* [The problem] All the data should be repeated exactly. Any image in it is left out.

-- Start Source data --

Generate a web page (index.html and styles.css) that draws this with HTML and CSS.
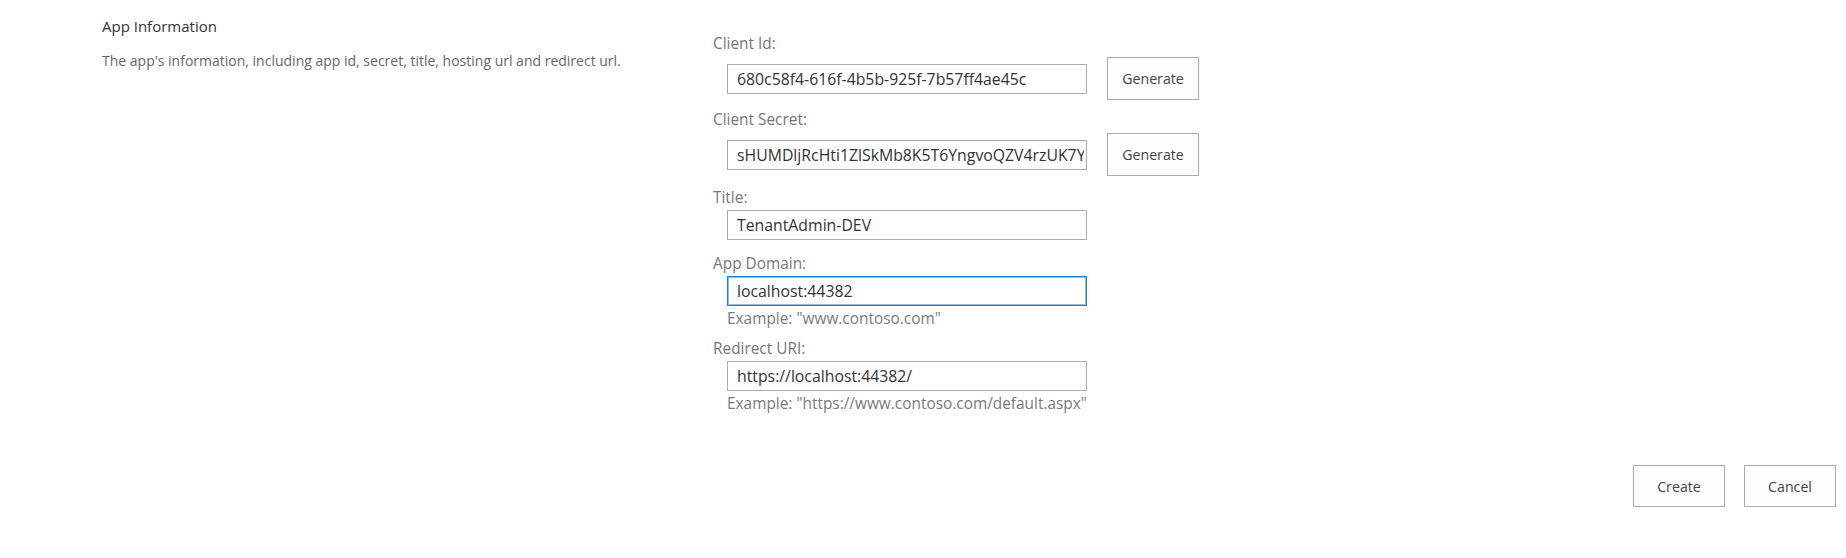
FILE: index.html
```html
<!DOCTYPE html>
<html>
<head>
<meta charset="utf-8">
<link rel="stylesheet" href="styles.css">
<title>App Information</title>
</head>
<body>
<div class="page">
  <div class="section">
    <div class="info">
      <h2 class="info-title">App Information</h2>
      <p class="info-desc">The app's information, including app id, secret, title, hosting url and redirect url.</p>
    </div>
    <div class="fields">
      <div class="field">
        <label class="field-label">Client Id:</label>
        <div class="field-row with-btn">
          <input class="text-input" type="text" value="680c58f4-616f-4b5b-925f-7b57ff4ae45c">
          <button class="btn">Generate</button>
        </div>
      </div>
      <div class="field">
        <label class="field-label">Client Secret:</label>
        <div class="field-row with-btn">
          <input class="text-input" type="text" value="sHUMDljRcHti1ZlSkMb8K5T6YngvoQZV4rzUK7Yx0Qe=">
          <button class="btn">Generate</button>
        </div>
      </div>
      <div class="field field-title">
        <label class="field-label">Title:</label>
        <div class="field-row">
          <input class="text-input" type="text" value="TenantAdmin-DEV">
        </div>
      </div>
      <div class="field field-domain">
        <label class="field-label">App Domain:</label>
        <div class="field-row">
          <input class="text-input focused" type="text" value="localhost:44382">
        </div>
        <div class="field-hint">Example: "www.contoso.com"</div>
      </div>
      <div class="field">
        <label class="field-label">Redirect URI:</label>
        <div class="field-row">
          <input class="text-input" type="text" value="https://localhost:44382/">
        </div>
        <div class="field-hint">Example: "https://www.contoso.com/default.aspx"</div>
      </div>
    </div>
  </div>
  <div class="actions">
    <button class="btn btn-lg">Create</button>
    <button class="btn btn-lg">Cancel</button>
  </div>
</div>
</body>
</html>
```
FILE: styles.css
```css
html, body {
  margin: 0;
  padding: 0;
  background: #ffffff;
}
body {
  font-family: "Open Sans", "Noto Sans", sans-serif;
  color: #444444;
}
.page {
  width: 1846px;
  display: flex;
  flex-direction: column;
}
.section {
  display: flex;
  flex-direction: row;
}
.info {
  width: 713px;
  flex-shrink: 0;
  box-sizing: border-box;
  padding-left: 102px;
  padding-top: 15px;
}
.info-title {
  margin: 0;
  font-size: 15px;
  font-weight: 400;
  line-height: 22px;
  color: #333333;
}
.info-desc {
  margin: 14px 0 0 0;
  font-size: 14px;
  line-height: 20px;
  color: #666666;
}
.fields {
  display: flex;
  flex-direction: column;
  gap: 10px;
  padding-top: 34px;
}
.field {
  display: flex;
  flex-direction: column;
}
.field-title {
  margin-top: 2px;
}
.field-domain {
  margin-top: 4px;
}
.field-label {
  font-size: 15.4px;
  line-height: 20px;
  color: #767676;
}
.field-row {
  display: flex;
  align-items: center;
  gap: 20px;
  padding-left: 14px;
  margin-top: 2px;
}
.field-row.with-btn {
  margin-top: 3px;
}
.text-input {
  width: 360px;
  height: 30px;
  box-sizing: border-box;
  border: 1px solid #ababab;
  background: #ffffff;
  padding: 0 2px 0 9px;
  font-family: "Open Sans", "Noto Sans", sans-serif;
  font-size: 15.8px;
  color: #333333;
  outline: none;
  margin: 0;
}
.text-input.focused {
  border-color: #1d7fd2;
  box-shadow: inset 0 0 0 1px #8cc0ec;
}
.field-hint {
  padding-left: 14px;
  margin-top: 3px;
  font-size: 15.4px;
  line-height: 20px;
  color: #7a7a7a;
}
.btn {
  width: 92px;
  height: 43px;
  box-sizing: border-box;
  border: 1px solid #ababab;
  background: #fdfdfd;
  font-family: "Open Sans", "Noto Sans", sans-serif;
  font-size: 14.2px;
  color: #444444;
  padding: 0;
  margin: 0;
}
.btn-lg {
  height: 42px;
}
.actions {
  display: flex;
  justify-content: flex-end;
  gap: 19px;
  padding-right: 10px;
  margin-top: 51px;
}
```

-- End Source data --

* [Answer below]
Generate a web page (index.html and styles.css) that draws this with HTML and CSS.
FILE: index.html
```html
<!DOCTYPE html>
<html>
<head>
<meta charset="utf-8">
<link rel="stylesheet" href="styles.css">
<title>App Information</title>
</head>
<body>
<div class="page">
  <div class="section">
    <div class="info">
      <h2 class="info-title">App Information</h2>
      <p class="info-desc">The app's information, including app id, secret, title, hosting url and redirect url.</p>
    </div>
    <div class="fields">
      <div class="field">
        <label class="field-label">Client Id:</label>
        <div class="field-row with-btn">
          <input class="text-input" type="text" value="680c58f4-616f-4b5b-925f-7b57ff4ae45c">
          <button class="btn">Generate</button>
        </div>
      </div>
      <div class="field">
        <label class="field-label">Client Secret:</label>
        <div class="field-row with-btn">
          <input class="text-input" type="text" value="sHUMDljRcHti1ZlSkMb8K5T6YngvoQZV4rzUK7Yx0Qe=">
          <button class="btn">Generate</button>
        </div>
      </div>
      <div class="field field-title">
        <label class="field-label">Title:</label>
        <div class="field-row">
          <input class="text-input" type="text" value="TenantAdmin-DEV">
        </div>
      </div>
      <div class="field field-domain">
        <label class="field-label">App Domain:</label>
        <div class="field-row">
          <input class="text-input focused" type="text" value="localhost:44382">
        </div>
        <div class="field-hint">Example: "www.contoso.com"</div>
      </div>
      <div class="field">
        <label class="field-label">Redirect URI:</label>
        <div class="field-row">
          <input class="text-input" type="text" value="https://localhost:44382/">
        </div>
        <div class="field-hint">Example: "https://www.contoso.com/default.aspx"</div>
      </div>
    </div>
  </div>
  <div class="actions">
    <button class="btn btn-lg">Create</button>
    <button class="btn btn-lg">Cancel</button>
  </div>
</div>
</body>
</html>
```
FILE: styles.css
```css
html, body {
  margin: 0;
  padding: 0;
  background: #ffffff;
}
body {
  font-family: "Open Sans", "Noto Sans", sans-serif;
  color: #444444;
}
.page {
  width: 1846px;
  display: flex;
  flex-direction: column;
}
.section {
  display: flex;
  flex-direction: row;
}
.info {
  width: 713px;
  flex-shrink: 0;
  box-sizing: border-box;
  padding-left: 102px;
  padding-top: 15px;
}
.info-title {
  margin: 0;
  font-size: 15px;
  font-weight: 400;
  line-height: 22px;
  color: #333333;
}
.info-desc {
  margin: 14px 0 0 0;
  font-size: 14px;
  line-height: 20px;
  color: #666666;
}
.fields {
  display: flex;
  flex-direction: column;
  gap: 10px;
  padding-top: 34px;
}
.field {
  display: flex;
  flex-direction: column;
}
.field-title {
  margin-top: 2px;
}
.field-domain {
  margin-top: 4px;
}
.field-label {
  font-size: 15.4px;
  line-height: 20px;
  color: #767676;
}
.field-row {
  display: flex;
  align-items: center;
  gap: 20px;
  padding-left: 14px;
  margin-top: 2px;
}
.field-row.with-btn {
  margin-top: 3px;
}
.text-input {
  width: 360px;
  height: 30px;
  box-sizing: border-box;
  border: 1px solid #ababab;
  background: #ffffff;
  padding: 0 2px 0 9px;
  font-family: "Open Sans", "Noto Sans", sans-serif;
  font-size: 15.8px;
  color: #333333;
  outline: none;
  margin: 0;
}
.text-input.focused {
  border-color: #1d7fd2;
  box-shadow: inset 0 0 0 1px #8cc0ec;
}
.field-hint {
  padding-left: 14px;
  margin-top: 3px;
  font-size: 15.4px;
  line-height: 20px;
  color: #7a7a7a;
}
.btn {
  width: 92px;
  height: 43px;
  box-sizing: border-box;
  border: 1px solid #ababab;
  background: #fdfdfd;
  font-family: "Open Sans", "Noto Sans", sans-serif;
  font-size: 14.2px;
  color: #444444;
  padding: 0;
  margin: 0;
}
.btn-lg {
  height: 42px;
}
.actions {
  display: flex;
  justify-content: flex-end;
  gap: 19px;
  padding-right: 10px;
  margin-top: 51px;
}
```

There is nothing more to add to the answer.